Farmers’ hopes grow for profitable wheat harvest
COLFAX – A wet spring has led to optimal conditions for the region’s new crop of winter wheat.
And if prices hold, farmers are poised for another good year.
Agriculture has been a rare economic bright spot during the last several years, in many ways helping to sustain a regional economy beset with job losses and a slack housing market.
As recently as late February farmers were fretting about drought. Snowfall was light and predictions of a weak crop abounded, said Tom Mick, chief executive of the Washington Grain Alliance.
Then the weather patterns shifted and wave after wave of storms brought enough rain and snow in March to break moisture records.
The late-summer harvest should reach the five-year average of 145 million bushels.
“Things are shaping up great,” said farmer Brian Largent, who acknowledged recently he was grateful for some sunshine to aid in planting other crops such as chickpeas. His family has been farming fields in the Palouse since 1934.
While winter wheat – seeded last fall – remains the dominant crop, many area farmers also plant wheat, barley, chickpeas and lentils in the spring.
The Washington wheat crop was worth about $925 million last year. The industry reports that it created about 25,000 jobs in industries such as transportation, product and machinery sales and service in 2011 – far more than the 3,800 people who are considered “wheat growers.”
Mick said agriculture appears to be a safe bet for the next two decades as the world’s population climbs and farmland continues to disappear.
“Wheat is one of the world’s basic staples, and right now the supply and demand is favorable” to farmers, Mick said.

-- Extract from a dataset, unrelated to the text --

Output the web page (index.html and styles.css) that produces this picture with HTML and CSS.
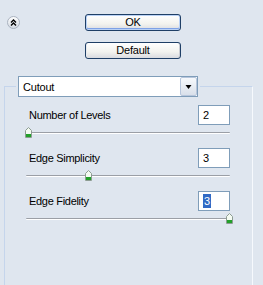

There will be fluctuations, he said; the market for agricultural goods is complex and interrelated, and includes competitive trends from other crops as well as global weather patterns.
Mick noted, for example, that in Kansas, where wheat has long been king, farmers are now harvesting more corn than wheat.
Farmers in Oklahoma and Texas, meanwhile, seem to be getting a reprieve from a stubborn drought and could add millions of bushels of wheat to the market.
If the Midwest harvests a bumper crop, prices will likely drop for the Washington crop, too, even though most of the wheat grown across Washington, Oregon and Idaho is exported to countries in Asia and Africa. But other exporting countries such as Australia, Argentina and several countries in the Black Sea region are having poor crop years.
All of that means the outlook for the 2012 crop is solid, with a good harvest and prices north of $6 a bushel.
Corn has been the big driver in agricultural commodity prices in recent years as the crop is coveted for cattle feed, ethanol and a ubiquitous food additive.
China now buys a huge amount of corn to feed livestock as its population gains income and upgrades its diet to include more dairy and beef.
But when corn for feed ran short last year, some of the highest-quality, priciest wheat grown in Washington was sold as cattle feed rather than ground into flour for bakeries.
Though fuel and fertilizer costs remain high, Largent said, farmers like him have become adept at curbing costs and securing prices by selling some of their crop early through futures contracts.
“We were nervous for awhile there,” he said. “Now it looks good. Let’s hope the prices hang in there.”